A small committee of senior faculty members is convened to guide each new assistant professor. They are asked to meet at least once a semester, but the focus of the advising is determined by the junior scholar and her committee. Senior scholars may read grant proposals and first drafts of papers, or discuss which grants to apply for or how to get nominated for awards. “Having to sit down as a conversation and have somebody ask you questions, there is this realization that, ‘Oh, I need help’ or ‘Help is available that would be good for me,’ " says Ms. Fierke.
As for how to be a good mentee: Don’t seek help only when you’re in trouble, advisers say, but also don’t expect any one person to be that mythical mentor.
And start small. “If a junior faculty member knocked on my door and said, ‘Will you mentor me?,’ I would have found that weird,” says Kathleen Conzen, an emerita professor of history at the University of Chicago. “But if they knocked on my door and said, ‘Let’s have lunch,’ that’s great.”
Mentoring can be particularly helpful for women and minority scholars who work in fields where their numbers are relatively small. Marie T. Mora, an economics professor at the University of Texas-Pan American, has served as a mentor in the economics-diversity initiative housed at Duke, which is supported by the National Science Foundation. She says women and minority scholars are often asked, for example, to sit on a lot of committees to fulfill campus diversity requirements. Getting the advice of a senior scholar helps give them a reality check: “It’s important for people to know it’s OK to say no.”
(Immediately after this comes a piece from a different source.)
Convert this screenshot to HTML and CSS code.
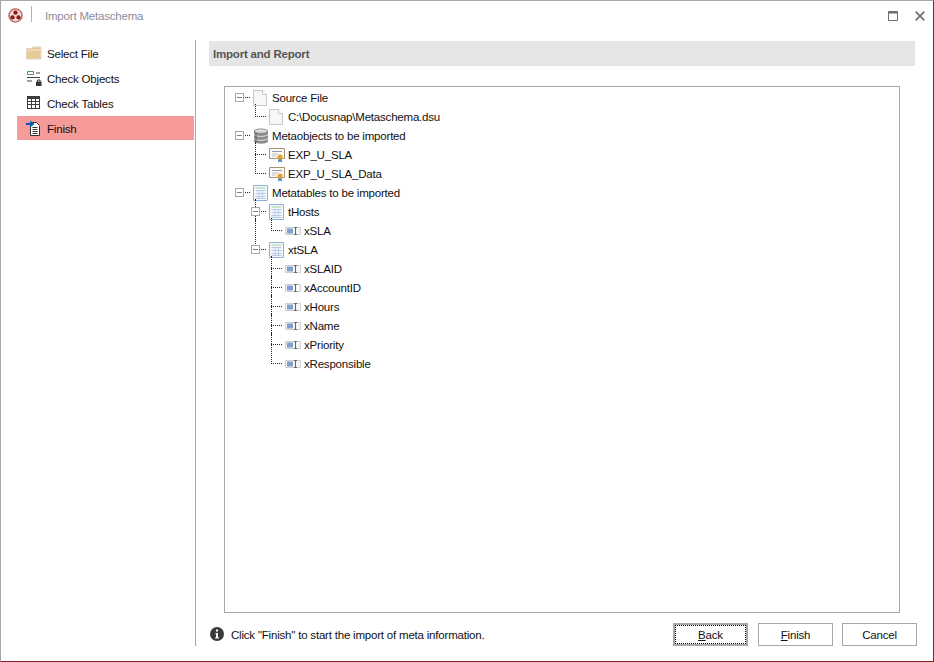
FILE: index.html
```html
<!DOCTYPE html>
<html lang="en">
<head>
    <meta charset="UTF-8">
    <title>Import Metaschema</title>
    <link rel="stylesheet" href="styles.css">
</head>
<body>
    <svg class="sprites" width="0" height="0">
        <symbol id="i-page" viewBox="0 0 16 16">
            <path d="M.5 .5h9l4 4v11H.5z" fill="#f7f7f7" stroke="#c8c8c8"/>
            <path d="M9.5 .5v4h4" fill="#fff" stroke="#c8c8c8"/>
        </symbol>
        <symbol id="i-db" viewBox="0 0 16 16">
            <path d="M1 3c0-3.500 14-3.500 14 0v10c0 3.500-14 3.500-14 0z" fill="#8c8c8c"/>
            <ellipse cx="8" cy="3" rx="6" ry="1.800" fill="#dcdcdc"/>
            <path d="M1 6.500c2 2.500 12 2.500 14 0M1 10.500c2 2.500 12 2.500 14 0" fill="none" stroke="#e4e4e4"/>
            <path d="M3 5v9" stroke="#5c5c5c"/>
        </symbol>
        <symbol id="i-cert" viewBox="0 0 16 16">
            <path d="M.5 1.500h15v10H.5z" fill="#fdfaf4" stroke="#a8926e"/>
            <path d="M3 4.500h10" stroke="#8a9ab0"/>
            <path d="M3 7h6M3 9h4" stroke="#bcbcbc"/>
            <path d="M9.500 11l-.5 4.500 2-1 2 1-.5-4.500z" fill="#4a80c4"/>
            <circle cx="11" cy="10" r="2.600" fill="#e2a032"/>
        </symbol>
        <symbol id="i-table" viewBox="0 0 16 16">
            <path d="M.5 .5h14v15H.5z" fill="#f4f8fd" stroke="#8cb0dc"/>
            <path d="M2.500 3h10" stroke="#a4d094"/>
            <path d="M2.500 5.500h10M2.500 8.500h10M2.500 11.500h10M2.500 13.500h10M6 5.500v8M9.500 5.500v8" stroke="#b8cbe4" fill="none"/>
        </symbol>
        <symbol id="i-field" viewBox="0 0 16 8">
            <path d="M.5 .5h15v7H.5z" fill="#f4f4f4" stroke="#d0d0d0"/>
            <path d="M2 1.500h6v5H2z" fill="#7f9fce"/>
            <path d="M9 .5h3M9 7.500h3M10.500 .5v7" stroke="#666" fill="none"/>
        </symbol>
    </svg>

    <div class="window">
        <header class="titlebar">
            <svg class="app-icon" width="15" height="15" viewBox="0 0 16 16">
                <circle cx="8" cy="8" r="7" fill="#f2d9d9" stroke="#b65a5a" stroke-width="1.400"/>
                <circle cx="8" cy="5" r="2.300" fill="#8f1818"/>
                <circle cx="4.800" cy="10" r="2.300" fill="#8f1818"/>
                <circle cx="11.200" cy="10" r="2.300" fill="#8f1818"/>
            </svg>
            <span class="title-sep"></span>
            <span class="title-text">Import Metaschema</span>
            <svg class="win-btn win-max" width="10" height="10" viewBox="0 0 10 10">
                <path d="M.5 .5h9v9h-9z" fill="none" stroke="#6e6e6e"/>
                <path d="M0 1.500h10" stroke="#6e6e6e" stroke-width="2"/>
            </svg>
            <svg class="win-btn win-close" width="10" height="10" viewBox="0 0 10 10">
                <path d="M.7 .7l8.600 8.600M9.300 .7l-8.600 8.600" stroke="#6e6e6e" stroke-width="1.700"/>
            </svg>
        </header>

        <div class="content">
            <nav class="sidebar">
                <div class="nav-item">
                    <svg width="16" height="16" viewBox="0 0 16 16">
                        <path d="M.5 3.500H6L7 2h8v12H.5z" fill="#e8ca96" stroke="#e0d8c8"/>
                        <path d="M.5 6L6 5h9" fill="none" stroke="#f4e8d0"/>
                    </svg>
                    <span>Select File</span>
                </div>
                <div class="nav-item">
                    <svg width="16" height="16" viewBox="0 0 16 16">
                        <path d="M1.500 1.500h6v3h-6z" fill="none" stroke="#4f9a4f"/>
                        <path d="M10 3h4M1 7.500h13M1 11h5" stroke="#444" fill="none"/>
                        <path d="M10 11.500h5.500V16H10z" fill="#333"/>
                        <path d="M11.500 11.500V10h2.500v1.500" fill="none" stroke="#333"/>
                    </svg>
                    <span>Check Objects</span>
                </div>
                <div class="nav-item">
                    <svg width="16" height="16" viewBox="0 0 16 16">
                        <path d="M1 1h13v13H1z" fill="#3c3c3c"/>
                        <path d="M2 4h3v2H2zM6 4h3v2H6zM10 4h3v2h-3zM2 7h3v2H2zM6 7h3v2H6zM10 7h3v2h-3zM2 10h3v3H2zM6 10h3v3H6zM10 10h3v3h-3z" fill="#fff"/>
                    </svg>
                    <span>Check Tables</span>
                </div>
                <div class="nav-item active">
                    <svg width="16" height="16" viewBox="0 0 16 16">
                        <path d="M4.500 2.500h6l3 3v10h-9z" fill="#fff" stroke="#333"/>
                        <path d="M6.500 7.500h5M6.500 9.500h5M6.500 11.500h5M6.500 13.500h5" stroke="#333"/>
                        <path d="M0 3h4V.5L8.500 4 4 7.500V5H0z" fill="#0b5ca8"/>
                    </svg>
                    <span>Finish</span>
                </div>
            </nav>

            <main class="main">
                <h2 class="panel-head">Import and Report</h2>

                <div class="tree">
                    <div class="row">
                        <span class="gutter branch"><i class="expander"></i></span>
                        <svg class="icon"><use href="#i-page"/></svg>
                        <span>Source File</span>
                    </div>
                    <div class="row">
                        <span class="gutter"></span>
                        <span class="gutter last branch"></span>
                        <svg class="icon"><use href="#i-page"/></svg>
                        <span>C:\Docusnap\Metaschema.dsu</span>
                    </div>
                    <div class="row">
                        <span class="gutter branch"><i class="expander"></i></span>
                        <svg class="icon"><use href="#i-db"/></svg>
                        <span>Metaobjects to be imported</span>
                    </div>
                    <div class="row">
                        <span class="gutter"></span>
                        <span class="gutter tee branch"></span>
                        <svg class="icon"><use href="#i-cert"/></svg>
                        <span>EXP_U_SLA</span>
                    </div>
                    <div class="row">
                        <span class="gutter"></span>
                        <span class="gutter last branch"></span>
                        <svg class="icon"><use href="#i-cert"/></svg>
                        <span>EXP_U_SLA_Data</span>
                    </div>
                    <div class="row">
                        <span class="gutter branch"><i class="expander"></i></span>
                        <svg class="icon"><use href="#i-table"/></svg>
                        <span>Metatables to be imported</span>
                    </div>
                    <div class="row">
                        <span class="gutter"></span>
                        <span class="gutter tee branch"><i class="expander"></i></span>
                        <svg class="icon"><use href="#i-table"/></svg>
                        <span>tHosts</span>
                    </div>
                    <div class="row">
                        <span class="gutter"></span>
                        <span class="gutter tee"></span>
                        <span class="gutter last branch"></span>
                        <svg class="icon"><use href="#i-field"/></svg>
                        <span>xSLA</span>
                    </div>
                    <div class="row">
                        <span class="gutter"></span>
                        <span class="gutter last branch"><i class="expander"></i></span>
                        <svg class="icon"><use href="#i-table"/></svg>
                        <span>xtSLA</span>
                    </div>
                    <div class="row">
                        <span class="gutter"></span>
                        <span class="gutter"></span>
                        <span class="gutter tee branch"></span>
                        <svg class="icon"><use href="#i-field"/></svg>
                        <span>xSLAID</span>
                    </div>
                    <div class="row">
                        <span class="gutter"></span>
                        <span class="gutter"></span>
                        <span class="gutter tee branch"></span>
                        <svg class="icon"><use href="#i-field"/></svg>
                        <span>xAccountID</span>
                    </div>
                    <div class="row">
                        <span class="gutter"></span>
                        <span class="gutter"></span>
                        <span class="gutter tee branch"></span>
                        <svg class="icon"><use href="#i-field"/></svg>
                        <span>xHours</span>
                    </div>
                    <div class="row">
                        <span class="gutter"></span>
                        <span class="gutter"></span>
                        <span class="gutter tee branch"></span>
                        <svg class="icon"><use href="#i-field"/></svg>
                        <span>xName</span>
                    </div>
                    <div class="row">
                        <span class="gutter"></span>
                        <span class="gutter"></span>
                        <span class="gutter tee branch"></span>
                        <svg class="icon"><use href="#i-field"/></svg>
                        <span>xPriority</span>
                    </div>
                    <div class="row">
                        <span class="gutter"></span>
                        <span class="gutter"></span>
                        <span class="gutter last branch"></span>
                        <svg class="icon"><use href="#i-field"/></svg>
                        <span>xResponsible</span>
                    </div>
                </div>

                <footer class="footer">
                    <svg class="info-icon" width="14" height="14" viewBox="0 0 14 14">
                        <circle cx="7" cy="7" r="7" fill="#3a3a3a"/>
                        <path d="M6 2.500h2v2H6zM5.500 6h2.500v4.500h1v1H5v-1h1V7h-.5z" fill="#fff"/>
                    </svg>
                    <span class="hint">Click "Finish" to start the import of meta information.</span>
                    <button class="btn btn-back"><u>B</u>ack</button>
                    <button class="btn"><u>F</u>inish</button>
                    <button class="btn">Cancel</button>
                </footer>
            </main>
        </div>
    </div>
</body>
</html>
```

FILE: styles.css
```css
* {
    box-sizing: border-box;
}

body {
    margin: 0;
    background: white;
    font-family: "Liberation Sans", Arial, sans-serif;
    font-size: 11.5px;
    letter-spacing: -0.2px;
    color: #111;
}

.sprites {
    display: block;
}

.window {
    width: 934px;
    height: 662px;
    display: flex;
    flex-direction: column;
    border: 1px solid #a8a8a8;
    border-right-color: #8a1f24;
    border-bottom-color: #8a1f24;
}

.titlebar {
    height: 39px;
    display: flex;
    align-items: flex-start;
    padding: 7px 8px 0 7px;
}

.title-sep {
    width: 1px;
    height: 16px;
    margin: -2px 13px 0 8px;
    background: #b0b0b0;
}

.title-text {
    flex: 1;
    line-height: 16px;
    color: #8c8c9c;
}

.win-btn {
    margin-top: 3px;
}

.win-max {
    margin-right: 17px;
}

.content {
    flex: 1;
    display: flex;
    min-height: 0;
    margin-bottom: 15px;
}

.sidebar {
    width: 195px;
    flex: none;
    display: flex;
    flex-direction: column;
    gap: 1px;
    padding: 1px 1px 0 16px;
    border-right: 1px solid #a8a8a8;
}

.nav-item {
    height: 24px;
    display: flex;
    align-items: center;
    gap: 5px;
    padding-left: 9px;
}

.nav-item span {
    padding-top: 2px;
}

.nav-item.active {
    background: #f69a9a;
}

.main {
    flex: 1;
    min-width: 0;
    display: flex;
    flex-direction: column;
    padding: 1px 0 0 13px;
}

.panel-head {
    height: 25px;
    margin: 0 18px 0 0;
    padding-left: 4px;
    background: #e5e5e5;
    font-size: 11.5px;
    line-height: 27px;
    font-weight: 700;
    color: #555;
}

.tree {
    flex: 1;
    margin: 20px 33px 0 15px;
    padding: 1px 0 0 8px;
    border: 1px solid #a8a8a8;
}

.row {
    height: 19px;
    display: flex;
    align-items: center;
    white-space: nowrap;
}

.gutter {
    position: relative;
    width: 16px;
    height: 19px;
    flex: none;
}

.gutter + .icon {
    margin-left: 4px;
}

.icon {
    width: 16px;
    height: 16px;
    flex: none;
    margin-right: 3px;
}

/* vertical part of the connector */
.tee::before,
.last::before {
    content: "";
    position: absolute;
    left: 6px;
    top: -3px;
    bottom: 0;
    border-left: 1px dotted #222;
}

.last::before {
    bottom: 9px;
}

/* horizontal part */
.branch::after {
    content: "";
    position: absolute;
    left: 6px;
    top: 9px;
    width: 11px;
    border-top: 1px dotted #222;
}

.expander {
    position: absolute;
    left: 2px;
    top: 5px;
    z-index: 1;
    width: 9px;
    height: 9px;
    background: white;
    border: 1px solid #a8a8a8;
}

.expander::after {
    content: "";
    position: absolute;
    left: 1px;
    top: 3px;
    width: 5px;
    height: 1px;
    background: #808080;
}

.footer {
    height: 23px;
    flex: none;
    display: flex;
    align-items: center;
    gap: 9px;
    margin-top: 10px;
    padding: 0 16px 0 1px;
}

.info-icon {
    flex: none;
    margin-top: -2px;
}

.hint {
    flex: 1;
    margin-left: -2px;
}

.btn {
    width: 75px;
    height: 23px;
    padding: 0;
    background: white;
    border: 1px solid #a8a8a8;
    font: inherit;
    letter-spacing: inherit;
    color: #111;
}

.btn-back {
    margin-right: 1px;
    border-width: 2px;
    outline: 1px dotted #000;
    outline-offset: -3px;
}
```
Ms. Fierke says that in the 20 years before the chemistry department changed its mentoring, hiring, and promotion procedures, in 2003, only one of four female assistant professors reviewed for tenure was promoted, compared with 13 of 16 male assistant professors. Since the changes, all four of the female assistant professors who have come up for review have been granted tenure.
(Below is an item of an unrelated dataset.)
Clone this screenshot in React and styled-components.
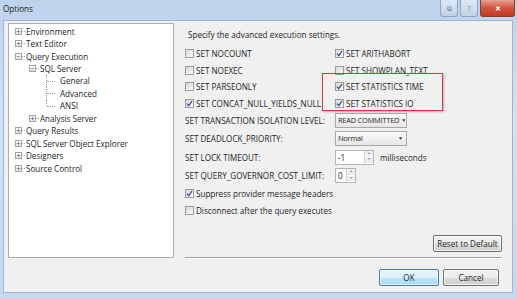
import styled, { createGlobalStyle } from "styled-components";

const GlobalStyle = createGlobalStyle`
    html, body {
        margin: 0;
        padding: 0;
        background: #c7d9ee;
    }
    body {
        font-family: "Open Sans", "Noto Sans", sans-serif;
        font-size: 8.1px;
        line-height: 11px;
        color: #1e1e1e;
    }
`

const tree = [
    { label: "Environment", depth: 0, toggle: "+" },
    { label: "Text Editor", depth: 0, toggle: "+" },
    { label: "Query Execution", depth: 0, toggle: "-" },
    { label: "SQL Server", depth: 1, toggle: "-" },
    { label: "General", depth: 2 },
    { label: "Advanced", depth: 2 },
    { label: "ANSI", depth: 2, last: true },
    { label: "Analysis Server", depth: 1, toggle: "+" },
    { label: "Query Results", depth: 0, toggle: "+" },
    { label: "SQL Server Object Explorer", depth: 0, toggle: "+" },
    { label: "Designers", depth: 0, toggle: "+" },
    { label: "Source Control", depth: 0, toggle: "+" },
]

const checks = [
    ["SET NOCOUNT", false, "SET ARITHABORT", true],
    ["SET NOEXEC", false, "SET SHOWPLAN_TEXT", false],
    ["SET PARSEONLY", false, "SET STATISTICS TIME", true],
    ["SET CONCAT_NULL_YIELDS_NULL", true, "SET STATISTICS IO", true],
]

const Check = ({ checked, children }) => (
    <CheckRow>
        <Box>
            {checked && (
                <svg width="7" height="7" viewBox="0 0 7 7">
                    <path d="M1 3.6 L2.8 5.6 L6 1" fill="none" stroke="#3b4f86" strokeWidth="1.3" />
                </svg>
            )}
        </Box>
        <span>{children}</span>
    </CheckRow>
)

const Spinner = () => (
    <Spin>
        <span>▲</span>
        <span>▼</span>
    </Spin>
)

const App = () => {
    return (
        <>
            <GlobalStyle />
            <Window>
                <TitleBar>
                    <Title>Options</Title>
                    <Caption>
                        <CapButton>⧉</CapButton>
                        <CapButton>?</CapButton>
                        <CloseButton>✕</CloseButton>
                    </Caption>
                </TitleBar>

                <Client>
                    <Main>
                        <Tree>
                            {tree.map((item) => (
                                <TreeRow key={item.label} depth={item.depth}>
                                    {item.toggle ? (
                                        <Toggle>{item.toggle === "+" ? "+" : "−"}</Toggle>
                                    ) : (
                                        <Branch last={item.last} />
                                    )}
                                    <TreeLabel>{item.label}</TreeLabel>
                                </TreeRow>
                            ))}
                        </Tree>

                        <Panel>
                            <Intro>Specify the advanced execution settings.</Intro>

                            <Grid>
                                {checks.map(([a, ac, b, bc]) => (
                                    <Pair key={a}>
                                        <Check checked={ac}>{a}</Check>
                                        <Check checked={bc}>{b}</Check>
                                    </Pair>
                                ))}
                                <Highlight />
                            </Grid>

                            <Form>
                                <FieldLabel>SET TRANSACTION ISOLATION LEVEL:</FieldLabel>
                                <Select>
                                    <SelectText>READ COMMITTED</SelectText>
                                    <Arrow>▼</Arrow>
                                </Select>

                                <FieldLabel>SET DEADLOCK_PRIORITY:</FieldLabel>
                                <Select>
                                    <SelectText>Normal</SelectText>
                                    <Arrow>▼</Arrow>
                                </Select>

                                <FieldLabel>SET LOCK TIMEOUT:</FieldLabel>
                                <Inline>
                                    <NumberBox width="39px">
                                        <span>-1</span>
                                        <Spinner />
                                    </NumberBox>
                                    <span>milliseconds</span>
                                </Inline>

                                <FieldLabel>SET QUERY_GOVERNOR_COST_LIMIT:</FieldLabel>
                                <Inline>
                                    <NumberBox width="21px">
                                        <span>0</span>
                                        <Spinner />
                                    </NumberBox>
                                </Inline>
                            </Form>

                            <Options>
                                <Check checked>Suppress provider message headers</Check>
                                <Check>Disconnect after the query executes</Check>
                            </Options>

                            <ResetRow>
                                <Button width="69px">Reset to Default</Button>
                            </ResetRow>
                            <Separator />
                        </Panel>
                    </Main>

                    <Footer>
                        <Button width="60px" primary>OK</Button>
                        <Button width="56px">Cancel</Button>
                    </Footer>
                </Client>
            </Window>
        </>
    )
}


const Window = styled.div`
    width: 517px;
    height: 299px;
    display: flex;
    flex-direction: column;
    background: linear-gradient(180deg, #bdd3ec 0%, #d3e2f3 40%, #c4d8ee 100%);
    box-sizing: border-box;
    padding: 0 4px 6px 3px;
`

const TitleBar = styled.div`
    height: 20px;
    flex: none;
    display: flex;
    align-items: flex-start;
    justify-content: space-between;
`

const Title = styled.div`
    color: #1a1a1a;
    padding: 3px 0 0 0;
`

const Caption = styled.div`
    display: flex;
    gap: 2px;
    margin-right: -2px;
`

const CapButton = styled.div`
    width: 16px;
    height: 16px;
    border: 1px solid #8ea6c2;
    border-top: none;
    border-radius: 0 0 3px 3px;
    background: linear-gradient(180deg, #dde8f4, #c2d3e6);
    color: #6b7f99;
    font-size: 7px;
    display: flex;
    align-items: center;
    justify-content: center;
`

const CloseButton = styled(CapButton)`
    width: 33px;
    border-color: #8d3a2e;
    background: linear-gradient(180deg, #e8a093 0%, #d0553d 50%, #c2391f 100%);
    color: #fff;
    font-weight: bold;
`

const Client = styled.div`
    flex: 1;
    background: #f0f0f0;
    border: 1px solid #9fb5cf;
    display: flex;
    flex-direction: column;
    padding: 2px 4px 0 4px;
`

const Main = styled.div`
    display: flex;
    gap: 11px;
    height: 236px;
`

const Tree = styled.div`
    width: 166px;
    height: 235px;
    box-sizing: border-box;
    background: #fff;
    border: 1px solid #acacac;
    padding: 1px 0 0 4px;
`

const TreeRow = styled.div`
    height: 12.45px;
    display: flex;
    align-items: center;
    padding-left: ${(p) => p.depth * 14}px;
`

const Toggle = styled.div`
    width: 7px;
    height: 7px;
    flex: none;
    box-sizing: border-box;
    border: 1px solid #a5a5a5;
    background: linear-gradient(180deg, #fff, #e2e2e2);
    color: #444;
    font-size: 7px;
    line-height: 5px;
    text-align: center;
    margin: 0 2px 0 2px;
    position: relative;

    &::after {
        content: "";
        position: absolute;
        left: 6px;
        top: 2px;
        width: 3px;
        border-top: 1px dotted #a0a0a0;
    }
`

const Branch = styled.div`
    width: 8px;
    height: ${(p) => (p.last ? "6px" : "12.45px")};
    align-self: flex-start;
    margin: 0 4px 0 5px;
    box-sizing: border-box;
    border-left: 1px dotted #a0a0a0;
    position: relative;

    &::after {
        content: "";
        position: absolute;
        left: 0;
        top: 6px;
        width: 8px;
        border-top: 1px dotted #a0a0a0;
    }
`

const TreeLabel = styled.span`
    color: #1e1e1e;
    margin-left: 2px;
    white-space: nowrap;
`

const Panel = styled.div`
    flex: 1;
    display: flex;
    flex-direction: column;
    padding-top: 6px;
    padding-right: 6px;
`

const Intro = styled.div`
    padding-left: 3px;
    margin-bottom: 8px;
`

const Grid = styled.div`
    display: flex;
    flex-direction: column;
    gap: 5.5px;
    position: relative;
`

const Pair = styled.div`
    display: grid;
    grid-template-columns: 150px 1fr;
`

const CheckRow = styled.div`
    display: flex;
    align-items: center;
    gap: 2px;
    height: 11px;
    white-space: nowrap;
    overflow: hidden;
`

const Box = styled.div`
    width: 9px;
    height: 9px;
    flex: none;
    box-sizing: border-box;
    border: 1px solid #9a9a9a;
    background: linear-gradient(135deg, #d8d8d8, #fbfbfb);
    display: flex;
    align-items: center;
    justify-content: center;
`

const Highlight = styled.div`
    position: absolute;
    left: 137px;
    top: 25px;
    width: 121px;
    height: 38px;
    border: 1.5px solid #d9343a;
    box-sizing: border-box;
    box-shadow: 1px 1px 2px rgba(0, 0, 0, 0.25);
`

const Form = styled.div`
    display: grid;
    grid-template-columns: 150px 1fr;
    row-gap: 3.5px;
    align-items: center;
    margin-top: 4px;
`

const FieldLabel = styled.div`
    white-space: nowrap;
`

const Select = styled.div`
    width: 72px;
    height: 15px;
    box-sizing: border-box;
    border: 1px solid #a8a8a8;
    background: linear-gradient(180deg, #fafafa, #e6e6e6);
    display: flex;
    align-items: center;
    justify-content: space-between;
    padding: 0 3px 0 2px;
`

const SelectText = styled.span`
    white-space: nowrap;
    font-size: 7.4px;
    letter-spacing: -0.2px;
`

const Arrow = styled.span`
    font-size: 5px;
    color: #333;
    flex: none;
    margin-left: 2px;
`

const Inline = styled.div`
    display: flex;
    align-items: center;
    gap: 6px;
`

const NumberBox = styled.div`
    width: ${(p) => p.width};
    height: 15px;
    box-sizing: border-box;
    border: 1px solid #b5b5b5;
    background: #fff;
    display: flex;
    align-items: center;
    justify-content: space-between;
    padding-left: 2px;
`

const Spin = styled.div`
    width: 8px;
    height: 13px;
    display: flex;
    flex-direction: column;
    border-left: 1px solid #d5d5d5;

    span {
        flex: 1;
        font-size: 3px;
        line-height: 3px;
        color: #777;
        display: flex;
        align-items: center;
        justify-content: center;
        background: #ececec;
        border-bottom: 1px solid #fff;
    }
`

const Options = styled.div`
    display: flex;
    flex-direction: column;
    gap: 6px;
    margin-top: 5px;
`

const ResetRow = styled.div`
    display: flex;
    justify-content: flex-end;
    margin-top: auto;
`

const Separator = styled.div`
    margin-top: 5px;
    border-top: 1px solid #a0a0a0;
    border-bottom: 1px solid #fff;
`

const Footer = styled.div`
    display: flex;
    justify-content: flex-end;
    gap: 4px;
    padding: 10px 9px 0 0;
`

const Button = styled.div`
    width: ${(p) => p.width};
    height: 17px;
    box-sizing: border-box;
    border: 1px solid ${(p) => (p.primary ? "#3c7fb1" : "#707070")};
    border-radius: 2px;
    background: ${(p) =>
        p.primary
            ? "linear-gradient(180deg, #eaf6fd 0%, #d9f0fc 50%, #bee6fd 51%, #a7d9f5 100%)"
            : "linear-gradient(180deg, #f2f2f2 0%, #ebebeb 50%, #dddddd 51%, #cfcfcf 100%)"};
    box-shadow: inset 0 0 0 1px rgba(255, 255, 255, 0.7);
    display: flex;
    align-items: center;
    justify-content: center;
    white-space: nowrap;
`

export default App;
While mentoring is important at all levels, advocates say, some worry that the largest group of faculty out there—adjuncts—may be getting the shortest shrift.
“They are in desperate need of some career-development help. How can they make themselves more attractive in the employment market?” says Edward Liebow, head of the American Anthropological Association. “And they are the least likely people senior faculty are going to want to take under their wing and offer guidance.”
Maria Maisto, head of the New Faculty Majority, which advocates on behalf of contingent faculty, says universities should include all faculty members, not just those on the tenure track, in their institutional mentoring programs. More broadly, she says, mentoring that perpetuates the importance of unwritten rules and plugging into the right networks only widens the divide between those inside and outside the tenure system. “Faculty members are far too focused on individual advancements rather than thinking more collectively about the professoriate,” she says.
Mr. Katz, meanwhile, worries that mentoring in general doesn’t get the attention it deserves. He considers that an institutional failure as much as an individual one: “There are very few rewards in terms of treating other people thoughtfully, and there are a lot of penalties for not getting other work done.”
But when it is done well, mentoring fosters collaborative relationships, not competitive ones, advocates say. Equally important, it inspires the next generation of mentors.